In your file identify problem 2:
# Problem 2: enter your code here.
# continue your answer


Analysis of variance (ANOVA)

To conduct an Analysis of Variance (ANOVA), we use the function aov which stands for analysis of variance. The function aov analyzes a response variable (dependent variable) as a function (hence the symbol ~) of a categorical predictor. Here we want to analyse the variation in shifts in circadian rhythm (response variable) as a function of light treatment (predictor). The function anova is then used to create the anova table, including the F-value for the analysis and its associated P-value.

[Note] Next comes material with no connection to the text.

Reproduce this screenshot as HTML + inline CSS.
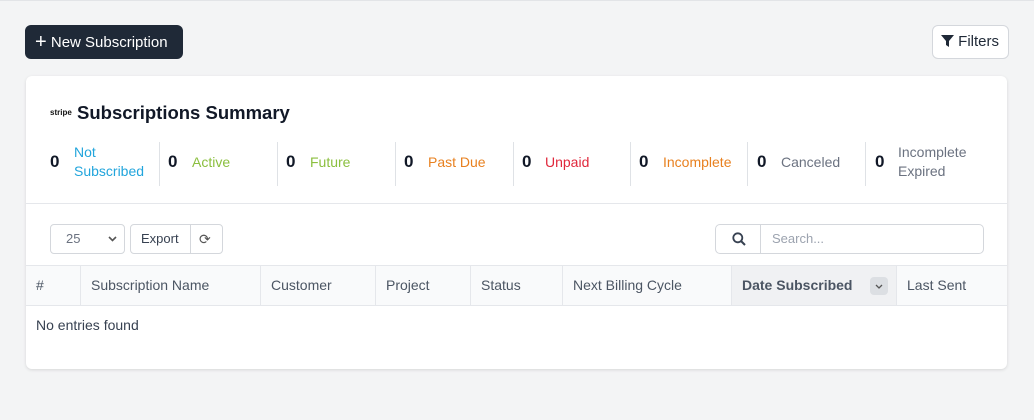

circadianANOVA <- aov(shift ~ treatment, data = circadian)
anova(circadianANOVA)

Problem 3:
3.a) Using an significance level (alpha) equal to 0.05, should we reject or not the null hypothesis?

3.b) Provide an alpha value in which the null hypothesis would not be rejected.

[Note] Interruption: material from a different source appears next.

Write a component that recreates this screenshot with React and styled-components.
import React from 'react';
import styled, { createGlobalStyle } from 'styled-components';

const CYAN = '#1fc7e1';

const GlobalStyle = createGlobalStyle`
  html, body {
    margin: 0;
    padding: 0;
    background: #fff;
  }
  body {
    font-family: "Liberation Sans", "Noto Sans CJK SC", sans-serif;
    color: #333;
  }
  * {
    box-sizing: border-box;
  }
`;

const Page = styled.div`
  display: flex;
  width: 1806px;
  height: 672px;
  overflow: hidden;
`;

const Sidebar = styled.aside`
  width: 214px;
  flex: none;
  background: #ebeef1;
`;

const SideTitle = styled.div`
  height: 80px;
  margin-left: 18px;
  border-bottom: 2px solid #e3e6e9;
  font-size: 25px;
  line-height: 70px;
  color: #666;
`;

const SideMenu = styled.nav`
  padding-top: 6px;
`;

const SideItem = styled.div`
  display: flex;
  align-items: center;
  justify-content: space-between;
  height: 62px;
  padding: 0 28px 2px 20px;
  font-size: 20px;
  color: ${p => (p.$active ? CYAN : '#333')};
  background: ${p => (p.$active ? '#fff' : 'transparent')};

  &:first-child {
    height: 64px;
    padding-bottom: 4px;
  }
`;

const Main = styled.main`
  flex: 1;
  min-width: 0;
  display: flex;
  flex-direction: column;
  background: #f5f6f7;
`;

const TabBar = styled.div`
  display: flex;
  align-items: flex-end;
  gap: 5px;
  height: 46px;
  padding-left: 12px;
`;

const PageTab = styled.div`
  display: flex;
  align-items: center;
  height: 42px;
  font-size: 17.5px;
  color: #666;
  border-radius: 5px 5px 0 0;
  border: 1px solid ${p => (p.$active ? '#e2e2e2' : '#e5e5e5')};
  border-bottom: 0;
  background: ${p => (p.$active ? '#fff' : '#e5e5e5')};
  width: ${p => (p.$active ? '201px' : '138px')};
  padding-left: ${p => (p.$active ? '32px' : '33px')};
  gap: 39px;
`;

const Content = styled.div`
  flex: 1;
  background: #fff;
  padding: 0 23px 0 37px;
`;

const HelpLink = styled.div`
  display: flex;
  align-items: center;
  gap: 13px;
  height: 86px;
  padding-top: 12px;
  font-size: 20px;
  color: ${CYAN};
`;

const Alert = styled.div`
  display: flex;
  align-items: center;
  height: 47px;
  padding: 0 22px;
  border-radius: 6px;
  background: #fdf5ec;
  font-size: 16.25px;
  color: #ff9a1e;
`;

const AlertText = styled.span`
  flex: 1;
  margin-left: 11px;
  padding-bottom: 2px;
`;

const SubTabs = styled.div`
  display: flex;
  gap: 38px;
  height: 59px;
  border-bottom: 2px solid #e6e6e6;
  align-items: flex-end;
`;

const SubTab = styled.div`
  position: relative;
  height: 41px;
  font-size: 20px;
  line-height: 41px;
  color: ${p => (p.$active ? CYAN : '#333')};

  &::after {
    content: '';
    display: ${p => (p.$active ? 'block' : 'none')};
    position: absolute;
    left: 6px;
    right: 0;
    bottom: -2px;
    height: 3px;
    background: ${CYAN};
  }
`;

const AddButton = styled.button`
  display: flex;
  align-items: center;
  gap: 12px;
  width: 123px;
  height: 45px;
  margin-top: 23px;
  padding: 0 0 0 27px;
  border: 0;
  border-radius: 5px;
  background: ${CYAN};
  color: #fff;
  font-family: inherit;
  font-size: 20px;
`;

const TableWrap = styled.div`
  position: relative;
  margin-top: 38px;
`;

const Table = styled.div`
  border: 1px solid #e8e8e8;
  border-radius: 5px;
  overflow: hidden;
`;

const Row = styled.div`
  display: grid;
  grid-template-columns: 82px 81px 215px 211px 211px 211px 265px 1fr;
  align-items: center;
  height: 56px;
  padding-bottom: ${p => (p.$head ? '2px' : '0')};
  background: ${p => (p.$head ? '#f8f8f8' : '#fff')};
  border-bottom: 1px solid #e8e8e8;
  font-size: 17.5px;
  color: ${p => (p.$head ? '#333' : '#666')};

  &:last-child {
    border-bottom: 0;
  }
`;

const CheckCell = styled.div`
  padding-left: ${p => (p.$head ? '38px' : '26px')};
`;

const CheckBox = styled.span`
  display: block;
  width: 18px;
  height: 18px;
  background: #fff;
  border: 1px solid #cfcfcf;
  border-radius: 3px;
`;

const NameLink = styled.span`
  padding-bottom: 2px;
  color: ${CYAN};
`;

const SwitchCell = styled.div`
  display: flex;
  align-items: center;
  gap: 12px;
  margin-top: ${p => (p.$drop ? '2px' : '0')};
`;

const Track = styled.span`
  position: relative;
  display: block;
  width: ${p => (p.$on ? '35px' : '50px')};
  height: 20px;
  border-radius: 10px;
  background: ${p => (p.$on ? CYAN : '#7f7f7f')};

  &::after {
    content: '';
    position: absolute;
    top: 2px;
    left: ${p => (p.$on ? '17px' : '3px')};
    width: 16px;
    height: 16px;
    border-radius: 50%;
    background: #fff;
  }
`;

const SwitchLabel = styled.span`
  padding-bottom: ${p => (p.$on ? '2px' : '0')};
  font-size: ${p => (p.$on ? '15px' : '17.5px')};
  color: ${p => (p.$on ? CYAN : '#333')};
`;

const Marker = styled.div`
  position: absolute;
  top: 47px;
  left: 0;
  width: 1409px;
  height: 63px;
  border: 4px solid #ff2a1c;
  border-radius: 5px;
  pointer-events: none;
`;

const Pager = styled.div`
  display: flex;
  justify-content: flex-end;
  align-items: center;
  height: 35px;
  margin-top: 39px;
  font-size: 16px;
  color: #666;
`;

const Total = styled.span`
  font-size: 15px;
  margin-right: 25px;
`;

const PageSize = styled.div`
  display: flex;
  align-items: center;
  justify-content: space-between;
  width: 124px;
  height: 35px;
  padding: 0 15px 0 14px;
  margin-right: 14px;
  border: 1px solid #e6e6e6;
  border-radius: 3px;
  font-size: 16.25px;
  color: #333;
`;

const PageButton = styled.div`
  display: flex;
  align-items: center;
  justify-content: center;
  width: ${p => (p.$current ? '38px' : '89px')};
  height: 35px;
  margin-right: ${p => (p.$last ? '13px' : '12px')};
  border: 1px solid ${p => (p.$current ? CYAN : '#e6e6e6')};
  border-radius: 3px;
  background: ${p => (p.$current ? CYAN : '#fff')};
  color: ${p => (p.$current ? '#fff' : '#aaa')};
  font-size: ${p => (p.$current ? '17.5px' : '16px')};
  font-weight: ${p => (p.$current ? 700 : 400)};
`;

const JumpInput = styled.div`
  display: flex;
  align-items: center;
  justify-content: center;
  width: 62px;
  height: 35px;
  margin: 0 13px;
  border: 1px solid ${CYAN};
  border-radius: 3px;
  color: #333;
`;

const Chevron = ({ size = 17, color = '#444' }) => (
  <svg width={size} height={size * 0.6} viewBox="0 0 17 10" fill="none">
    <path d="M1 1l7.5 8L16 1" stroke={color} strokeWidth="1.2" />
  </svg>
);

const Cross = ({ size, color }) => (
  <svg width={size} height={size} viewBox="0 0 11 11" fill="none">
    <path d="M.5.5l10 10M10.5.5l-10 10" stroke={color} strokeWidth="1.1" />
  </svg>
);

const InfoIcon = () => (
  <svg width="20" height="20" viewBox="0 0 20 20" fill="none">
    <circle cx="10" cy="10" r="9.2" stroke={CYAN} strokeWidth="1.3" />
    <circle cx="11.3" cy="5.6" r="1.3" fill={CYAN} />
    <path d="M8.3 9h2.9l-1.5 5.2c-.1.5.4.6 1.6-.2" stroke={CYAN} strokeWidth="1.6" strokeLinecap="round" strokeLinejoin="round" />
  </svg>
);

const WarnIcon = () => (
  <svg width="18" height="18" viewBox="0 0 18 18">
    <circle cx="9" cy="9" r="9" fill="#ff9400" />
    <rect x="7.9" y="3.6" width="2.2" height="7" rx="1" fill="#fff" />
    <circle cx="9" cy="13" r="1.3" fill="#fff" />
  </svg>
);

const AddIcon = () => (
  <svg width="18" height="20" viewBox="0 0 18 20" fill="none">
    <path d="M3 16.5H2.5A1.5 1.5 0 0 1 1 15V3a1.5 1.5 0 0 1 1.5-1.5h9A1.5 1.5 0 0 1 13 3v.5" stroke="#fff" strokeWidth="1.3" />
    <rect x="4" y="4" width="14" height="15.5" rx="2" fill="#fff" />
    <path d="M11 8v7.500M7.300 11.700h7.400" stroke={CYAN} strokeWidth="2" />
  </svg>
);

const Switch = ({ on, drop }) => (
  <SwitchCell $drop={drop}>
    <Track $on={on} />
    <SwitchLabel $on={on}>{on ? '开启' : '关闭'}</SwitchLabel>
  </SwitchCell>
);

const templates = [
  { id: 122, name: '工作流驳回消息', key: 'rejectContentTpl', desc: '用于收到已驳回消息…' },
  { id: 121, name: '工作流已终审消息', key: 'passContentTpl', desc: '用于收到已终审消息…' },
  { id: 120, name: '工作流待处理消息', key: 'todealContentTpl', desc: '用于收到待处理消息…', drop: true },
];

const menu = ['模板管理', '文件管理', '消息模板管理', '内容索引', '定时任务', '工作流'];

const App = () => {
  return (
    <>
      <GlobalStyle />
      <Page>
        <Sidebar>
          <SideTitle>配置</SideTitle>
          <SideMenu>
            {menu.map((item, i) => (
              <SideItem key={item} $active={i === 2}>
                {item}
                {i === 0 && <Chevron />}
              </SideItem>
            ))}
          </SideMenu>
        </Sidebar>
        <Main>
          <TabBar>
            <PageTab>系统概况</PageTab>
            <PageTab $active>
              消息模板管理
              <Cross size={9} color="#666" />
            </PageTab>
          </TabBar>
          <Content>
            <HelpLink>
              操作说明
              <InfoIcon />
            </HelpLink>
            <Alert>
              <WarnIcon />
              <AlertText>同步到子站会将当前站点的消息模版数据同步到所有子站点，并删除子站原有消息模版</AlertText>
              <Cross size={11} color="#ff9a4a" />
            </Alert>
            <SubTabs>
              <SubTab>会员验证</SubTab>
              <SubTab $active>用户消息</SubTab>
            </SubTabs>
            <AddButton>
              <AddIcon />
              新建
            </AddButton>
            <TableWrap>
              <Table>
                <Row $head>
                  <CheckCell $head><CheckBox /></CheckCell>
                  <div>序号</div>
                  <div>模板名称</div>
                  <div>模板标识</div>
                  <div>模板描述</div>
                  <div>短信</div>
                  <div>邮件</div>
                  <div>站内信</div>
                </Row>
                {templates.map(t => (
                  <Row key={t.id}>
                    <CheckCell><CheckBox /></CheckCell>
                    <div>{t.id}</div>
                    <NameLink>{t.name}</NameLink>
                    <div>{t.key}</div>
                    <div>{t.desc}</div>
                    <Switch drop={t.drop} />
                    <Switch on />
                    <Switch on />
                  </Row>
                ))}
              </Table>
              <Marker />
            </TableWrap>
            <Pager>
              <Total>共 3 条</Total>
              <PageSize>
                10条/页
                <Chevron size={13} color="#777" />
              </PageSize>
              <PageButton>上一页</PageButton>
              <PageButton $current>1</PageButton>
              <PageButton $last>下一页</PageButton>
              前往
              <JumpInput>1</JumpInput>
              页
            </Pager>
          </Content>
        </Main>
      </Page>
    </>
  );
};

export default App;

In your file identify problem 3:
# Problem 3: write your answer.
# continue your answer


Post-hoc test: Tukey-Kramer tests between all pairs of means

Post-hoc means “performed after the event” where the event here is the ANOVA. So, we conduct the ANOVA first, and then conduct the Tukey-Kramer Post-hoc test. Post-hoc is the jargon used in stats books!

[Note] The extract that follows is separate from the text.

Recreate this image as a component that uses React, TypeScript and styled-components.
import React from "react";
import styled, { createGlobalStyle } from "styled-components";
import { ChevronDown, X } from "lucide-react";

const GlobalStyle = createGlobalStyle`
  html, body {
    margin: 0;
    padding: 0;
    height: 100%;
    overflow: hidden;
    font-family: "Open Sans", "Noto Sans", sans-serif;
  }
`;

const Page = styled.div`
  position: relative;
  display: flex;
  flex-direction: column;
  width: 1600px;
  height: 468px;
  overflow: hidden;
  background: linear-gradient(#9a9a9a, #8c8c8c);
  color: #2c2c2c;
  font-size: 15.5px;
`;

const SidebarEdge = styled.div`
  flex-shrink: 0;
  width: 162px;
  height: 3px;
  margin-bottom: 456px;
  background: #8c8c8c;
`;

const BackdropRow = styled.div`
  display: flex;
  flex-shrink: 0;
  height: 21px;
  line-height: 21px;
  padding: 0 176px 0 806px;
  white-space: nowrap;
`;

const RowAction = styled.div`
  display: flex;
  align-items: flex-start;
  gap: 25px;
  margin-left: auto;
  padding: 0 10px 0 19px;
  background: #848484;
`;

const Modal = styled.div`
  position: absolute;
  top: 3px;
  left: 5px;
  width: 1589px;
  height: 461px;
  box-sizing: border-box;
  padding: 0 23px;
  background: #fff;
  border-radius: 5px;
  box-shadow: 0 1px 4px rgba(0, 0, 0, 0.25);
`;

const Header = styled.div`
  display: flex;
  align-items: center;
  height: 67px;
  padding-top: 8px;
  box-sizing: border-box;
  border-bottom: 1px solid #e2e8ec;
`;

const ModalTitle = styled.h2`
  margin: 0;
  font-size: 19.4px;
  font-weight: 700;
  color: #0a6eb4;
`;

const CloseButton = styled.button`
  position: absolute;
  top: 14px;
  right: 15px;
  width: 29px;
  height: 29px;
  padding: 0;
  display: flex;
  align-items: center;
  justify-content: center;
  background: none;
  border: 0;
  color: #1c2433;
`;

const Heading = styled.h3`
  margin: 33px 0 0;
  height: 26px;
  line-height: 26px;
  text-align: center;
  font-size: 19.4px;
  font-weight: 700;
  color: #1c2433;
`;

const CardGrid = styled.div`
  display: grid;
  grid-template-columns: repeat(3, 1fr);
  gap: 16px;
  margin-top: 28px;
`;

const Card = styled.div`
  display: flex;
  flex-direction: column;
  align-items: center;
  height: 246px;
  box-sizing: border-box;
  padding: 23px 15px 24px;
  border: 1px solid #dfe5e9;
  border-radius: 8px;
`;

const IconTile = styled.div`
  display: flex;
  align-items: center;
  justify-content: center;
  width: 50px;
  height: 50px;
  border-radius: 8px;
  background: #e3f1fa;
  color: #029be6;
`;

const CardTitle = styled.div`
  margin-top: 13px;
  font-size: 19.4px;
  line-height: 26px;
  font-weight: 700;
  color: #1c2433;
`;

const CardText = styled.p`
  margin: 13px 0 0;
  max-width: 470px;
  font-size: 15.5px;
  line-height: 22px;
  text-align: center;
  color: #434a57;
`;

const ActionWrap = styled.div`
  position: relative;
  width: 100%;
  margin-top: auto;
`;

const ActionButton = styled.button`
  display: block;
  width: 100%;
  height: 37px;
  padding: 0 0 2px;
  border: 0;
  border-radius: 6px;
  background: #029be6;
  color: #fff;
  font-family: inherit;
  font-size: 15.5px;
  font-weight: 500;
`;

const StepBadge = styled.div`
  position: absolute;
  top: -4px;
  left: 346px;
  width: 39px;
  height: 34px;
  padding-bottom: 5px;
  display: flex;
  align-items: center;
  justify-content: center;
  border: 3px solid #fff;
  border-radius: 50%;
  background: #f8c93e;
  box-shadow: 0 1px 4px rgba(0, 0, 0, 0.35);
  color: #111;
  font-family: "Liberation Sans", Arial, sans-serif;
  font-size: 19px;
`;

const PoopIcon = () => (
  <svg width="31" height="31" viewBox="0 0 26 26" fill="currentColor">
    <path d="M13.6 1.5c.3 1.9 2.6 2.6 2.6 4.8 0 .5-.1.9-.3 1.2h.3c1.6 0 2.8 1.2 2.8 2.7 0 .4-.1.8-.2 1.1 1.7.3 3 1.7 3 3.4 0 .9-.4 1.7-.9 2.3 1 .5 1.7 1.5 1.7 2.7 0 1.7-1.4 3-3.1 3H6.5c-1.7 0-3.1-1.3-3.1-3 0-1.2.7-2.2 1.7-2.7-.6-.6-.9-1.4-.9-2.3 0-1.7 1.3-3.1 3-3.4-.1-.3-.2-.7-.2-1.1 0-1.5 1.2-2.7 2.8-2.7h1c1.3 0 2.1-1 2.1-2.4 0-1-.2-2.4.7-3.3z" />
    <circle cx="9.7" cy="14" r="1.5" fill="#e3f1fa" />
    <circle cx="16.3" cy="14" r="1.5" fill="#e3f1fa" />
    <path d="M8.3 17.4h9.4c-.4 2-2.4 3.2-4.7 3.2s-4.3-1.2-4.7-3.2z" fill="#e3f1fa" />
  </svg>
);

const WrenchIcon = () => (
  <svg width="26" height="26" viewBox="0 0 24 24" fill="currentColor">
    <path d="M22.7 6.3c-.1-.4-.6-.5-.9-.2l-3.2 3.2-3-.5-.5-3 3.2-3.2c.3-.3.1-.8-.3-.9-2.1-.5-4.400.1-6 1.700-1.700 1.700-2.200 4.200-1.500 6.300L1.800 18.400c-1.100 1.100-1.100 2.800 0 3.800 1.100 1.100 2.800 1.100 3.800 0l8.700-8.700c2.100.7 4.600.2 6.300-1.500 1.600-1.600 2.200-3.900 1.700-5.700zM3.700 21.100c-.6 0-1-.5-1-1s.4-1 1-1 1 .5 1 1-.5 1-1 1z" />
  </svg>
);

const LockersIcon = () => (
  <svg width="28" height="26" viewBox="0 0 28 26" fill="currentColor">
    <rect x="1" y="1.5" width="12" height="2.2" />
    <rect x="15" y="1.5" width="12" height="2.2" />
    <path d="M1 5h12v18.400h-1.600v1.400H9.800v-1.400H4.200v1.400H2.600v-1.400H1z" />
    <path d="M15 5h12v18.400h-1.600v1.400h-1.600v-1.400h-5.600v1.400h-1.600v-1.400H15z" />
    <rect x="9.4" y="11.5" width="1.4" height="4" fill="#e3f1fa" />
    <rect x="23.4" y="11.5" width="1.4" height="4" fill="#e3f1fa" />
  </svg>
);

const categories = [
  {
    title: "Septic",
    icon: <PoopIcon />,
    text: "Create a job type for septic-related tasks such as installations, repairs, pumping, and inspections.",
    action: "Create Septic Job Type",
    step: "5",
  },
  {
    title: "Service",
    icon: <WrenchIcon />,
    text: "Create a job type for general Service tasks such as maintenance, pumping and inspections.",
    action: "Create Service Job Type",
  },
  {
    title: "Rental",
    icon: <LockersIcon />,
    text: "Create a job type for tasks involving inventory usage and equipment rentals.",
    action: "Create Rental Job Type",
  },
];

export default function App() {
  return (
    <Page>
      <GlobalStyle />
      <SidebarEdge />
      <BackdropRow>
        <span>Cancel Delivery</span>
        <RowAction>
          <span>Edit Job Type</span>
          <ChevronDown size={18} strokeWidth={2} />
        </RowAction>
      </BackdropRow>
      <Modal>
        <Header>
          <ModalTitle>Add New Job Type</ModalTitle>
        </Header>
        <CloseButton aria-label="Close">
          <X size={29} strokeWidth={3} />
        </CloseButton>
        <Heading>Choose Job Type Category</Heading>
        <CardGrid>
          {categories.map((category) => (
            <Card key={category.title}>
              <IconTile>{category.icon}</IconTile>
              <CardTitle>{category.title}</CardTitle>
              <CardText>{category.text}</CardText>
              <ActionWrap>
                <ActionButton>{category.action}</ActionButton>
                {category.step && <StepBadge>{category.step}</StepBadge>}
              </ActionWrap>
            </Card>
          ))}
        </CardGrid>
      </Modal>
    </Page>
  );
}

Now we will conduct the Tukey-Kramer tests between all pairs of means to evaluate which contrast (any given difference between a pair of means) are significantly different. The function TukeyHSD uses the object created by the function aov earlier to compare all possible mean differences (contrasts) between groups (treatments):

posthoc <- TukeyHSD(circadianANOVA, conf.level=0.95)
posthoc 

The adjusted probability (p adj) is the P-value calculated on the basis that 3 different statistical tests were performed for the same data.

Problem 4:
Using a significance level (alpha) equal to 0.05, which pairs of means should be considered significantly different? Provide an explanation of the results in the context of the research problem.

In your file identify problem 4:
# Problem 4: write your answer.
# continue your answer

Submit the RStudio file containing the report via Moodle.